Non so se scoppiare a ridere o a piangere. È una scena da film dell’orrore, ma di quelli scrausi in cui finisci sempre col chiederti perché l’hai affittato. Ho come l’impressione che da un momento all’altro verrò lobotomizzato e che non ricorderò una ceppa di cosa mi è successo o chi diavolo sono queste persone. Il cervello è un organo miracoloso ma altrettanto pericoloso. La gente qui sembra giocare col fuoco ogni volta che parla di ricordi e memoria genetica. Di che razza di esperimento si tratta? Sean è stato piuttosto vago, nella sua fretta di affidarmi al dottor Viego, che non è stato certo più chiaro di lui; ma allora cos…

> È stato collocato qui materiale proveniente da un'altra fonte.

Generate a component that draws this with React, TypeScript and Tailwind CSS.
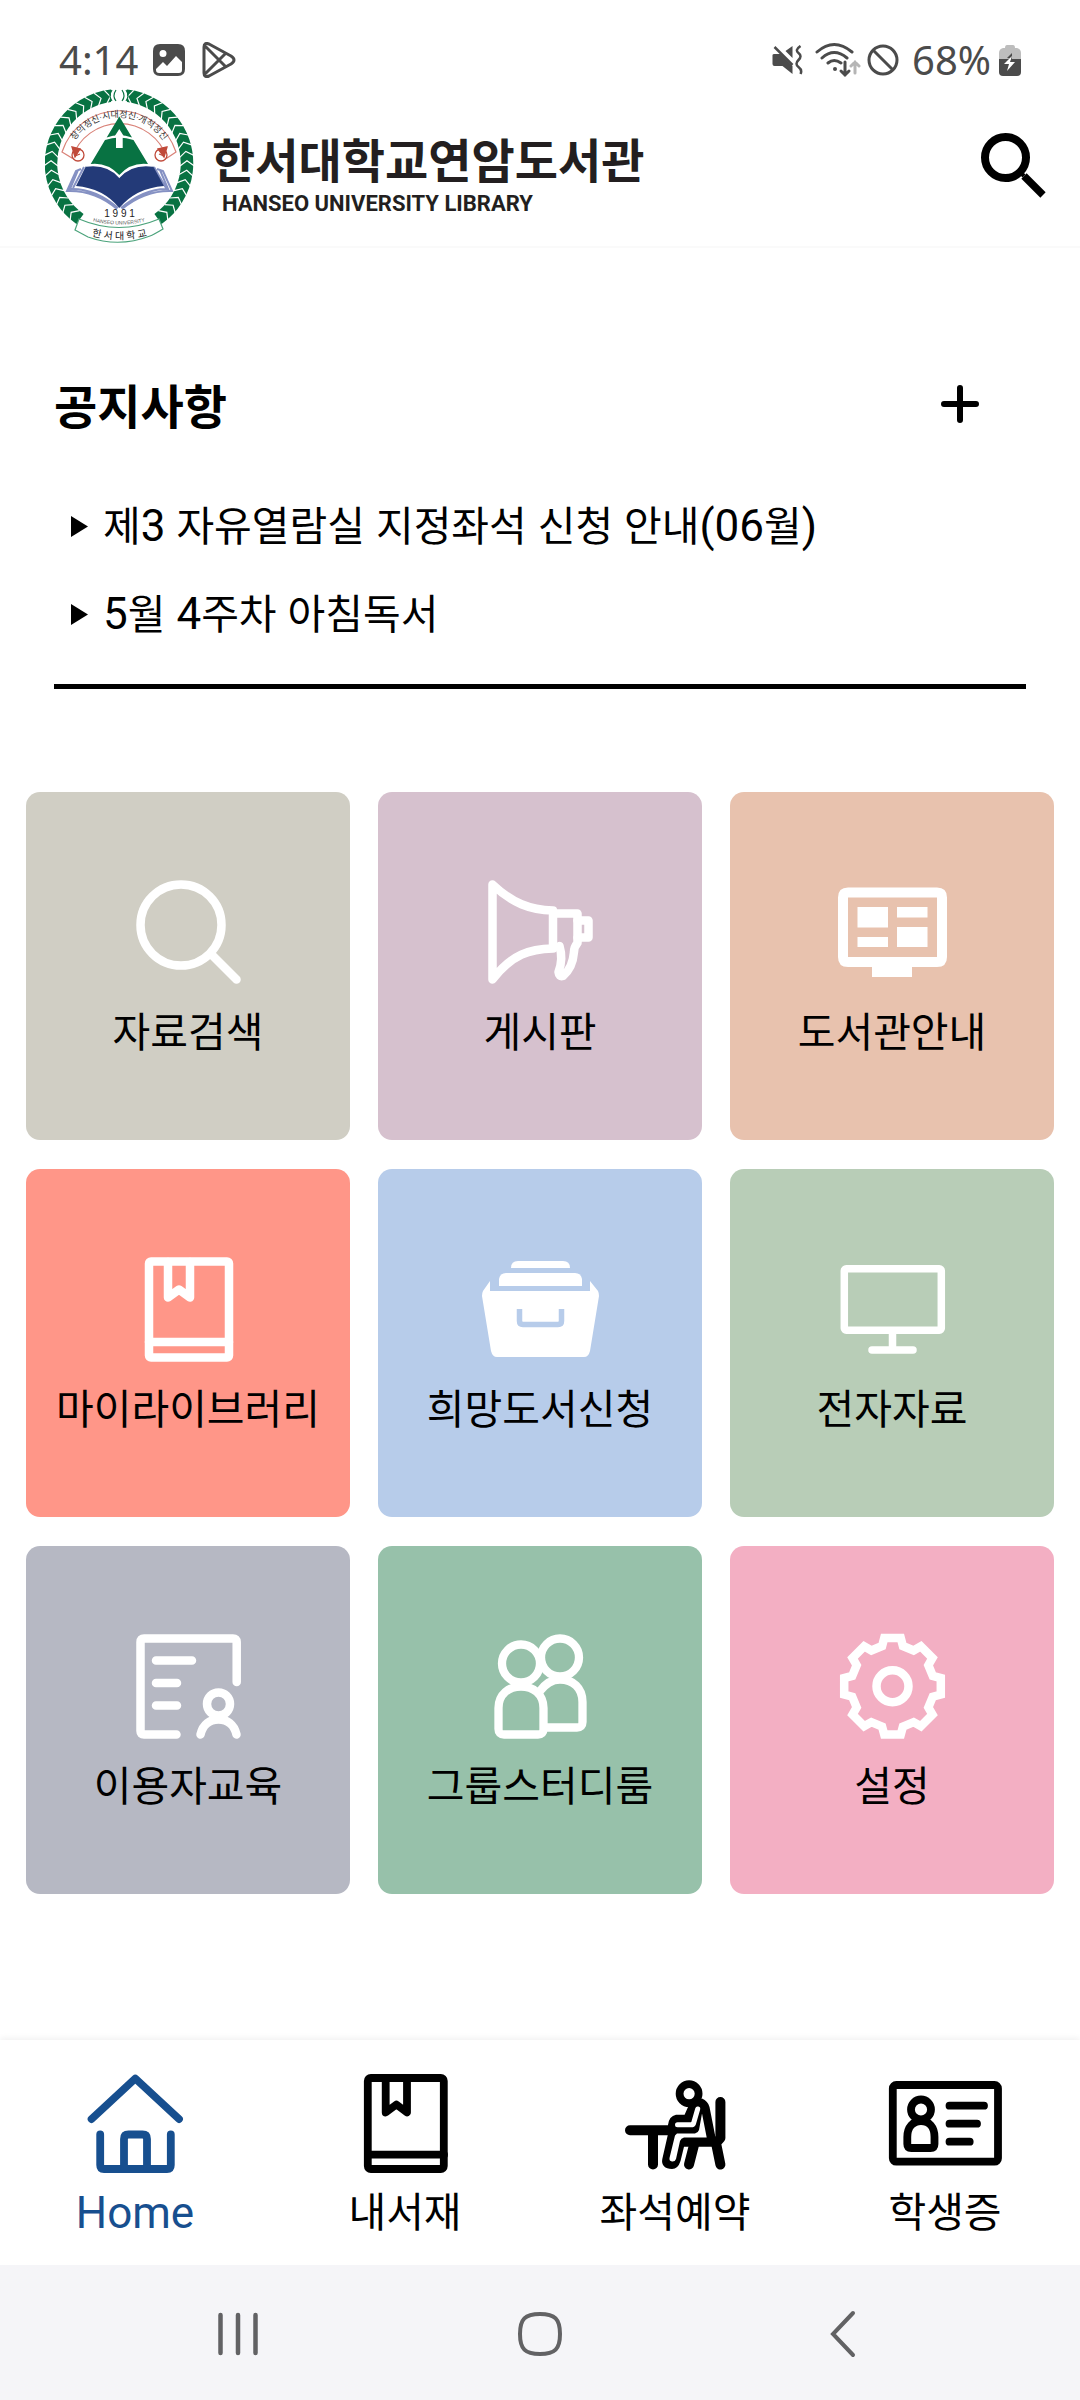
import type { ReactNode } from "react";

const korean = "font-['Roboto','Noto_Sans_CJK_KR',sans-serif]";

function TileIcon({ children }: { children: ReactNode }) {
  return (
    <svg
      aria-hidden="true"
      viewBox="0 0 120 120"
      className="size-[120px]"
      fill="none"
      stroke="currentColor"
      strokeWidth="8.5"
      strokeLinecap="round"
      strokeLinejoin="round"
    >
      {children}
    </svg>
  );
}

/* Latin letters and digits are set a little larger than the Hangul beside them. */
function MixedText({ text }: { text: string }) {
  return (
    <span>
      {text.split(/([\x20-\x7e]+)/).map((run, index) =>
        index % 2 === 1 ? (
          <span key={index} className="text-[44px]">
            {run}
          </span>
        ) : (
          run
        ),
      )}
    </span>
  );
}

function gearPath() {
  const points: string[] = [];
  for (let tooth = 0; tooth < 8; tooth++) {
    const corners: [number, number][] = [
      [-14.5, 41.6],
      [-9.7, 49],
      [9.7, 49],
      [14.5, 41.6],
    ];
    for (const [offset, radius] of corners) {
      const angle = ((tooth * 45 + offset) * Math.PI) / 180;
      points.push(`${(60.5 + radius * Math.sin(angle)).toFixed(2)} ${(60.3 - radius * Math.cos(angle)).toFixed(2)}`);
    }
  }
  return `M${points.join("L")}Z`;
}

const tiles: { label: string; color: string; icon: ReactNode }[] = [
  {
    label: "자료검색",
    color: "bg-[#d0cec4]",
    icon: (
      <>
        <circle cx="53" cy="53" r="40.5" />
        <path d="M83 82L108.5 107.5" />
      </>
    ),
  },
  {
    label: "게시판",
    color: "bg-[#d6c1ce]",
    icon: (
      <>
        <path d="M12.5 12.5V107.5C32 82 50 77 73 76.500V38.500C50 38 32 31 12.500 12.500Z" />
        <path d="M73 41.500H97.500V71Q94 75 94 80C93 92 89 99 83 104Q79 105 78.500 100C82 91 82.500 84 79.500 74" />
        <path d="M97.500 48.500H108.500V65.500H97.500" />
      </>
    ),
  },
  {
    label: "도서관안내",
    color: "bg-[#e8c2ae]",
    icon: (
      <g fill="currentColor" stroke="none">
        <path
          fillRule="evenodd"
          d="M16 15.500H105Q115 15.500 115 25.500V85Q115 95 105 95H80V105H40V95H16Q6 95 6 85V25.500Q6 15.500 16 15.500ZM16 25.500V85H105V25.500Z"
        />
        <path d="M25.500 35H56V55.500H25.500ZM25.500 65H56V75H25.500ZM65 35H95.500V45.500H65ZM65 55H95.500V75H65Z" />
      </g>
    ),
  },
  {
    label: "마이라이브러리",
    color: "bg-[#ff9688]",
    icon: (
      <>
        <rect x="21" y="12.500" width="80" height="96" rx="2" />
        <path d="M21 93H101M40 13V48.500L51 40.500L62 48.500V13" />
      </>
    ),
  },
  {
    label: "희망도서신청",
    color: "bg-[#b7ccea]",
    icon: (
      <g stroke="none" fill="currentColor">
        <path d="M31 19Q31 12 38 12H83Q90 12 90 19Z" />
        <path d="M19 37V30Q20 24 26 24H95Q101 24 102 30V37Z" />
        <path d="M10 32V42H110V32L118 42Q119 44 119 47L110 102Q108.500 108 104 108H17Q12.500 108 11 102L2 47Q2 44 3 42Z" />
        <path d="M39.500 60V72Q39.500 75.500 43 75.500H78Q81.500 75.500 81.500 72V60" fill="none" stroke="#b7ccea" strokeWidth="5.500" strokeLinecap="butt" />
      </g>
    ),
  },
  {
    label: "전자자료",
    color: "bg-[#b8cdb7]",
    icon: (
      <g strokeWidth="7.500">
        <rect x="12.300" y="19.800" width="97" height="61.500" rx="2" />
        <path d="M60.500 82V100M40 101H81" />
      </g>
    ),
  },
  {
    label: "이용자교육",
    color: "bg-[#b6b8c3]",
    icon: (
      <>
        <path d="M48.500 108.500H16Q12.500 108.500 12.500 105V16Q12.500 12.500 16 12.500H105Q108.700 12.500 108.700 16V56" />
        <path d="M28 34.500H64M28 57H49M28 79.500H49" />
        <circle cx="90.500" cy="78" r="11.500" />
        <path d="M72.500 108.500C75 98 82 93.500 90.500 93.500S106 98 108.500 108.500" />
      </>
    ),
  },
  {
    label: "그룹스터디룸",
    color: "bg-[#97c1aa]",
    icon: (
      <g strokeWidth="8.300">
        <circle cx="41" cy="37.500" r="19" />
        <circle cx="80" cy="31.500" r="19" />
        <path d="M18.500 103V82C18.500 68 29 60.500 41 60.500S63.500 68 63.500 82V103Q63.500 108.500 58 108.500H24Q18.500 108.500 18.500 103Z" />
        <path d="M60 65C66 57 72 53.500 80 53.500C93 53.500 102.500 62 102.500 76V96Q102.500 101.500 97 101.500H66" />
      </g>
    ),
  },
  {
    label: "설정",
    color: "bg-[#f3afc3]",
    icon: (
      <g strokeLinejoin="miter">
        <path d={gearPath()} />
        <circle cx="60.500" cy="60.300" r="16" />
      </g>
    ),
  },
];

const tabs: { label: string; style: string; icon: ReactNode }[] = [
  {
    label: "Home",
    style: "text-[#174f8f] text-[44px]",
    icon: (
      <g strokeWidth="7.800">
        <path d="M16.600 55L60.300 14.500L104 55" />
        <path d="M25.200 70.500V101Q25.200 105 29 105H92Q95.800 105 95.800 101V70.500" />
        <path d="M49 104V75Q49 70.500 53.500 70.500H67.500Q72 70.500 72 75V104" />
      </g>
    ),
  },
  {
    label: "내서재",
    style: "text-black text-[41px]",
    icon: (
      <g strokeWidth="7.800">
        <rect x="22.800" y="14" width="76" height="91" rx="3" />
        <path d="M23 90.700H99M40.700 14V48.500L51.400 40.500L62 48.500V14" />
      </g>
    ),
  },
  {
    label: "좌석예약",
    style: "text-black text-[41px]",
    icon: (
      <>
        <path d="M15 66.300H61M38 68V100.500M105.400 38V74L101 79L105.400 100.500M79 81L74 100.500" strokeWidth="10" />
        <path
          d="M73 43L87 34.500Q93 37 94.500 43L101 76V82.700H69L65.500 97Q63 105 57 105C50 105 46 101 47.300 95L53 70V61Q54 52 61 50.700H69.600Z"
          fill="currentColor"
          stroke="none"
        />
        <circle cx="74.100" cy="29.700" r="9.500" strokeWidth="7.800" fill="#fff" />
        <path d="M82.700 45L78.500 59.500Q78 60.800 76 60.800H62.500" stroke="#fff" strokeWidth="5" />
        <path
          d="M87 49.500L91.700 73.500H69Q66 74 65 77L61 95Q60 97.800 57 97.500Q54 97 54.500 94L60 71.500L62 69.500H80Q83 69 84 66Z"
          fill="#fff"
          stroke="none"
        />
      </>
    ),
  },
  {
    label: "학생증",
    style: "text-black text-[41px]",
    icon: (
      <g strokeWidth="7.800">
        <rect x="7.800" y="21" width="105.200" height="76.700" rx="3.500" />
        <circle cx="36" cy="45.500" r="10" />
        <path d="M22.300 80V73C22.300 63 28 57 36 57S49.500 63 49.500 73V80Q49.500 84 45.500 84H26.300Q22.300 84 22.300 80Z" />
        <path d="M64.500 41.700H99M64.500 59.700H92M64.500 77.700H84.700" />
      </g>
    ),
  },
];

function Emblem() {
  const angles: number[] = [];
  for (let a = 9; a <= 137; a += 8) angles.push(a, -a);
  return (
    <svg role="img" aria-label="한서대학교" viewBox="0 0 150 156" className="h-[156px] w-[150px]">
      <path d="M35 131A68 68 0 1 1 113 131" fill="none" stroke="#087242" strokeWidth="12.500" />
      <rect x="66" y="0" width="16" height="16" fill="#fff" />
      <g fill="none" stroke="#fff" strokeWidth="1.200">
        {angles.map((a) => (
          <path key={a} transform={`rotate(${a} 74 76)`} d={a > 0 ? "M77 1L72 8L77 15" : "M71 1L76 8L71 15"} />
        ))}
      </g>
      <path d="M67 2Q63 8 67 13M71 2Q67 8 71 13M77 2Q81 8 77 13M81 2Q85 8 81 13" fill="none" stroke="#087242" strokeWidth="1.200" />
      <path d="M17 64A60 60 0 0 1 131 64L122 70A50 50 0 0 0 27 70Z" fill="#fff" stroke="#d98278" strokeWidth="1.200" />
      <g fill="#fff" stroke="#c04a3a" strokeWidth="1.300">
        <circle cx="33" cy="67" r="6" />
        <circle cx="116" cy="67" r="6" />
        <path d="M27 59L35 61L30 69ZM122 59L113 61L119 69Z" fill="#c04a3a" />
        <path d="M30 68L35 66M114 66L119 68" />
      </g>
      <path id="motto" d="M24 63A54 54 0 0 1 124 63" fill="none" />
      <text fill="#333" fontSize="9" className={korean} textAnchor="middle">
        <textPath href="#motto" startOffset="50%">
          창의정신·시대정신·개척정신
        </textPath>
      </text>
      <path d="M74.300 28.500L87 49.500Q74 45 61.700 49.500Z" fill="#087242" />
      <path d="M60 52Q74 47 88.500 52L103 76Q86 74 74.300 87Q62 74 45.700 76Z" fill="#087242" />
      <path d="M74.300 41L79 48.500H77.700V60H71V48.500H69.500Z" fill="#fff" />
      <path d="M36 81L31 83L22 103Q50 102 72 121M33 82L25 101Q50 100 73 120M112 81L118 83L127 103Q100 102 77 121M115 82L123 101Q100 100 76 120M39 79L28 100M109 79L121 100" fill="none" stroke="#8591c3" strokeWidth="2" />
      <path d="M41 78Q62 75 74.300 89Q87 75 108 78L119 98Q91 100 74.300 120Q58 100 31 98Z" fill="#233a78" />
      <path d="M41 78Q62 75 74.300 89Q87 75 108 78" fill="none" stroke="#fff" strokeWidth="1.500" />
      <text x="74.500" y="129" textAnchor="middle" fontSize="10" fill="#222" className="font-['Liberation_Sans',sans-serif]">
        1 9 9 1
      </text>
      <path id="english" d="M43 132Q74 141 105 132" fill="none" />
      <text fill="#555" fontSize="5" className="font-['Liberation_Sans',sans-serif]" textAnchor="middle">
        <textPath href="#english" startOffset="50%">
          HANSEO UNIVERSITY
        </textPath>
      </text>
      <path d="M34 131Q74 148 114 131L118 141Q108 147 105 148Q74 160 43 149L30 142Z" fill="#fff" stroke="#4ba37b" strokeWidth="1.200" />
      <path id="ribbon" d="M34 144Q74 159 115 144" fill="none" />
      <text fill="#222" fontSize="10" className={korean} textAnchor="middle">
        <textPath href="#ribbon" startOffset="50%">
          한 서 대 학 교
        </textPath>
      </text>
    </svg>
  );
}

function StatusBar() {
  return (
    <div className="flex h-20 items-end justify-between pr-[59px] pl-[59px] font-['Noto_Sans',sans-serif] text-[40px] leading-10 text-[#4b4b4b]">
      <div className="flex items-center">
        <span className="mr-[15px]">4:14</span>
        <svg aria-hidden="true" viewBox="0 0 32 32" className="mr-[17px] size-8">
          <path
            fill="currentColor"
            fillRule="evenodd"
            d="M7 0H25Q32 0 32 7V25Q32 32 25 32H7Q0 32 0 25V7Q0 0 7 0ZM3 26Q3 29 6 29H26Q29 29 29 26V18L23 12L14 22L10 18L3 25ZM10 6A3.500 3.500 0 1 0 10 13A3.500 3.500 0 1 0 10 6Z"
          />
        </svg>
        <svg aria-hidden="true" viewBox="0 0 34 36" className="h-9 w-[34px]" fill="none" stroke="currentColor" strokeWidth="3" strokeLinejoin="round">
          <path d="M2 5Q2 0 7 2L29 14Q35 18 29 22L7 34Q2 36 2 31ZM3 4L24 25M3 32L24 11" />
        </svg>
      </div>
      <div className="flex items-center">
        <svg aria-hidden="true" viewBox="0 0 30 30" className="mr-3 h-[30px] w-[31px]" fill="none" stroke="currentColor">
          <path d="M0 10Q0 9 2 9H8L20 21V29L10 21H2Q0 21 0 19ZM13 6L20 1V13Z" fill="currentColor" stroke="none" />
          <path d="M2 2L20 20" strokeWidth="2.500" />
          <path d="M28 1Q22 5 26 8T26 15T26 22T28 29" strokeWidth="2.500" />
        </svg>
        <svg aria-hidden="true" viewBox="0 0 46 36" className="mr-[6px] h-9 w-[46px]" fill="none" stroke="currentColor" strokeWidth="3" strokeLinecap="round">
          <path d="M2 10Q19 -5 37 10M7 16Q19 5 32 16M13 21Q19 16 26 21" />
          <circle cx="20" cy="27" r="2" fill="currentColor" stroke="none" />
          <path d="M30 20V33M26 29L30 33L34 29" />
          <path d="M40 31V20M36 24L40 20L44 24" stroke="#b5b5b5" />
        </svg>
        <svg aria-hidden="true" viewBox="0 0 32 32" className="mr-[13px] size-8" fill="none" stroke="currentColor" strokeWidth="3">
          <circle cx="16" cy="16" r="14" />
          <path d="M6 6L26 26" />
        </svg>
        <span className="mr-2">68%</span>
        <svg aria-hidden="true" viewBox="0 0 22 32" className="h-8 w-[22px]">
          <path d="M6 4Q6 1 8 1H14Q16 1 16 4H18Q22 5 22 9V16H0V9Q0 5 4 4Z" fill="#bdbdbd" />
          <path d="M0 15H22V28Q22 32 18 32H4Q0 32 0 28Z" fill="currentColor" />
          <path d="M8 14L13 9V15Z" fill="currentColor" />
          <path d="M13 12L5 20H10L8 27L16 18H11Z" fill="#fff" />
        </svg>
      </div>
    </div>
  );
}

export default function App() {
  return (
    <div className={`flex min-h-screen flex-col bg-white text-black ${korean}`}>
      <StatusBar />
      <header className="flex items-start justify-between border-b-2 border-[#fafafa] pt-2 pr-[34px] pb-[2px] pl-[45px]">
        <a href="#home" className="flex items-start">
          <Emblem />
          <span className="mt-11 ml-[17px] flex flex-col text-[#231f20]">
            <span className="text-[47px] leading-[60px] font-bold">한서대학교연암도서관</span>
            <span className="ml-[10px] text-[22px] leading-6 font-bold">HANSEO UNIVERSITY LIBRARY</span>
          </span>
        </a>
        <button type="button" aria-label="검색" className="mt-11">
          <svg aria-hidden="true" viewBox="0 0 66 66" className="size-[66px]" fill="none" stroke="currentColor">
            <circle cx="25.500" cy="25.500" r="20.500" strokeWidth="8" />
            <path d="M40 40L44 44" strokeWidth="4" />
            <path d="M44 44L63 63" strokeWidth="7.500" />
          </svg>
        </button>
      </header>

      <main className="flex-1">
        <section aria-labelledby="notice-title" className="mx-[54px] border-b-5 border-black pt-[130px] pb-[26px]">
          <div className="flex items-center justify-between pr-[47px]">
            <h2 id="notice-title" className="text-[47px] leading-[60px] font-bold">
              공지사항
            </h2>
            <button type="button" aria-label="공지사항 더보기">
              <svg aria-hidden="true" viewBox="0 0 38 38" className="mb-2 size-[38px]" stroke="currentColor" strokeWidth="6" strokeLinecap="round">
                <path d="M19 3V35M3 19H35" />
              </svg>
            </button>
          </div>
          <ul className="mt-11">
            {["제3 자유열람실 지정좌석 신청 안내(06월)", "5월 4주차 아침독서"].map((notice) => (
              <li key={notice}>
                <a href="#notice" className="flex h-[88px] items-center pl-[17px] text-[41px] leading-[60px]">
                  <svg aria-hidden="true" viewBox="0 0 17 21" className="mr-[15px] h-[21px] w-[17px]">
                    <path d="M0 0L17 10.500L0 21Z" fill="currentColor" />
                  </svg>
                  <MixedText text={notice} />
                </a>
              </li>
            ))}
          </ul>
        </section>

        <div className="mt-[103px] grid grid-cols-3 gap-x-7 gap-y-[29px] px-[26px]">
          {tiles.map((tile) => (
            <a key={tile.label} href="#menu" className={`flex h-[348px] flex-col items-center rounded-[14px] pt-20 ${tile.color}`}>
              <span className="text-white">
                <TileIcon>{tile.icon}</TileIcon>
              </span>
              <span className="mt-[11px] text-[41px] leading-[60px] whitespace-nowrap">{tile.label}</span>
            </a>
          ))}
        </div>
      </main>

      <nav aria-label="하단 메뉴" className="grid h-[225px] grid-cols-4 bg-white pt-6 shadow-[0_-2px_6px_rgba(0,0,0,0.06)]">
        {tabs.map((tab) => (
          <a key={tab.label} href="#tab" className={`flex flex-col items-center leading-[58px] ${tab.style}`}>
            <TileIcon>{tab.icon}</TileIcon>
            <span>{tab.label}</span>
          </a>
        ))}
      </nav>

      <div className="grid h-[135px] grid-cols-3 items-center justify-items-center bg-[#f5f5f8] px-[87px] pt-[3px] text-[#626264]">
        <button type="button" aria-label="최근 앱">
          <svg aria-hidden="true" viewBox="0 0 48 48" className="size-12" stroke="currentColor" strokeWidth="4.500" strokeLinecap="round">
            <path d="M6.500 5V43M24 5V43M41.500 5V43" />
          </svg>
        </button>
        <button type="button" aria-label="홈">
          <svg aria-hidden="true" viewBox="0 0 48 48" className="size-12" fill="none" stroke="currentColor" strokeWidth="4">
            <path d="M24 4C39 4 44 9 44 24S39 44 24 44S4 39 4 24S9 4 24 4Z" />
          </svg>
        </button>
        <button type="button" aria-label="뒤로">
          <svg aria-hidden="true" viewBox="0 0 48 48" className="size-12" fill="none" stroke="currentColor" strokeWidth="4" strokeLinecap="round">
            <path d="M35 3L15 24L35 45" />
          </svg>
        </button>
      </div>
    </div>
  );
}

“Arder, scusami, ma se continui così non possiamo iniziare.”
Il ragazzo è ricomparso d’un tratto nel mio campo visivo.
“Qual è il problema, Viego? Il paziente cerca di morderti?” domanda Samantha ridendo.
Alex la fulmina con un’occhiataccia. “C’è troppa attività celebrale,” spiega. “Devi rilassarti, Arder,” dice rivolto a me.
Annuisco. “Mi disp… AH!” Grido.
Un dolore lancinante mi ha aggredito improvvisamente al braccio destro, che non riesco a contrarre per via di una stretta ferrea attorno al polso. Alzo la testa e vedo Samantha estrarre in quel momento dalla mia carne uno ago spesso come una matita. “MA CHE CAZZO FAI?!” le sbotto contro, cercando di alzarmi, ma Alex mi ostacola spingendomi per le spalle nuovamente sdraiato.
La vista mi si offusca, i suoni sono sempre più ovattati. L’ultima cosa che vedo è il volto dispiaciuto di Alex, e l’ultima cosa che sento sono le risate della donna che, mentre l’oscurità si fa padrona, aggiunge: “Meno male che uno dei due ha le palle per fare queste porcate, vero Alex?”